GPT-Realtime-Translate

Summary

GPT-Realtime-Translate is OpenAI's purpose-built live speech translation model in the Realtime API, released May 7, 2026 alongside GPT-Realtime-2 and GPT-Realtime-Whisper.

Overview

GPT-Realtime-Translate is OpenAI's purpose-built live speech translation model in the Realtime API, released May 7, 2026 alongside GPT-Realtime-2 and GPT-Realtime-Whisper. It translates speech from 70+ input languages into 13 output languages while keeping pace with the speaker, intentionally constrained to the translation task — it will not respond conversationally and will not summarize.

The model was trained on thousands of hours of professional interpreter audio, which helps it (a) remain translation-only and (b) wait for enough context before producing speech, mimicking the rhythm of human simultaneous interpretation.

Specifications

  • Developer: OpenAI
  • Model String: gpt-realtime-translate (Realtime API)
  • Release Date: May 7, 2026
  • Type: Specialized speech-to-speech translation model
  • Input Languages: 70+
  • Output Languages: 13
  • Distribution: OpenAI Realtime API
  • Pricing: $0.034 per minute

Capabilities

Live Simultaneous Interpretation Pace: Trained on professional human interpreter audio so it waits for enough source-language context before speaking — closer to human conference interpretation than to lagged dub-style translation.

Translation-Only Behavior: Hard-constrained to translation. It will not respond conversationally to the speaker, summarize, or volunteer information. This is deliberate — production live-translation workflows require deterministic behavior.
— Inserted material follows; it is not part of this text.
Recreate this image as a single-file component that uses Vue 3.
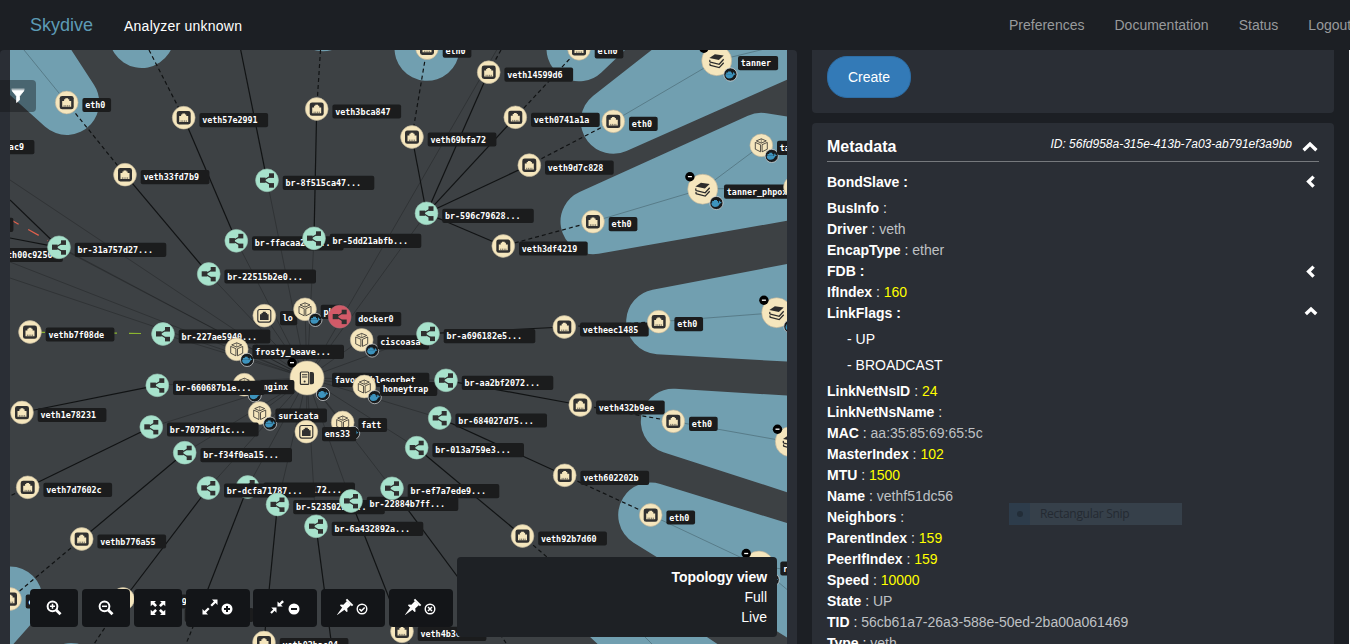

Per-Minute Pricing: At $0.034/minute, OpenAI is pricing aggressively against existing dedicated speech translation services (Deepgram, AssemblyAI, Microsoft, Google) — particularly for bidirectional or multi-party meetings where prior solutions ran on per-character or per-second tariffs.

Limitations

  • 13 output languages is far narrower than the 70+ input languages — meaning translation is fundamentally asymmetric and English-centric. Many bidirectional pairs simply aren't supported.
  • Specialized model: cannot fall back to general reasoning when translation context is ambiguous (jargon, domain-specific idiom). Production deployments may need a fallback to GPT-Realtime-2 for clarification.
  • Per-minute billing assumes continuous voice usage; bursty or long-pause sessions may incur charges out of proportion to actual translation volume.

Recent Developments

  • May 7, 2026: Released as part of OpenAI's "Advancing voice intelligence with new models in the API" launch. Cookbook published demonstrating bidirectional live-translation app construction.
  • Industry Context: Lands as enterprise live-translation moves from offline/post-event to inline/realtime, particularly in customer support, healthcare, courtroom, and field operations contexts. Competing services include Deepgram Nova, AssemblyAI Universal, Microsoft Azure Speech Translation, and Google Cloud Speech-to-Speech.

Last Updated

May 11, 2026